Une lutte unifiée est nécessaire pour lutter contre toutes les attaques antisociales, contre toutes les concessions, toutes les pertes d’emplois et toutes les fermetures. Toutes les usines où les travailleurs sont menacés de licenciements doivent être collectivisées par les autorités et fonctionner sous le contrôle et la gestion des travailleurs. Mais, étant donné les liens existants entre les diverses usines, les différentes interdépendances et la surcapacité de production dans l’industrie en général, la lutte pour la nationalisation ne peut se limiter aux usines dont les patrons n’ont plus besoin. L’ensemble de l’industrie a besoin d’être placée sous la propriété de l’Etat et sous la gestion démocratique des travailleurs, des syndicats et de l’Etat.

Il nous faut un plan de réorganisation de l’industrie automobile afin d’utiliser cette main-d’œuvre instruite et qualifiée en fonction de la satisfaction des intérêts des travailleurs en Europe et dans le monde. Si nécessaire, cela pourrait nécessiter de convertir cette production en d’autres produits socialement nécessaires. Une telle gestion permettrait de diminuer le temps de travail sans perte de salaire dans le cadre d’un plan de relance socialiste destiner à vaincre la crise économique capitaliste, non avec le développement du chômage et de la pauvreté, mais en réorganisant la production en fonction des besoins des travailleurs.

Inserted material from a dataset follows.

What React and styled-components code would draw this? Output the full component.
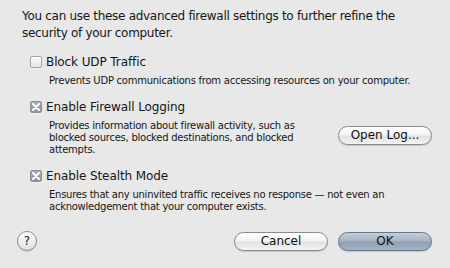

Marchione appelle à une  »feuille de route unifiée et concertée » en vue d’abattre l’emploi et les sites, la réponse des travailleurs et des syndicats doit elle aussi être unifiée et concertée. Pour ouvrir ce chemin, les syndicats doivent devenir de réelles organisations de combat, basées sur la démocratie interne, en construisant des liens étroits entre les travailleurs à l’échelle européenne et internationale. Il nous faut un mouvement militant sur les lieux de travail et dans les syndicats afin de lutter pour ces changements, en développant ainsi des liens directs entre les représentants des travailleurs de différentes usines et de différents pays, pour surmonter les obstacles qui se présentent sur la voie d’une lutte menée de concert.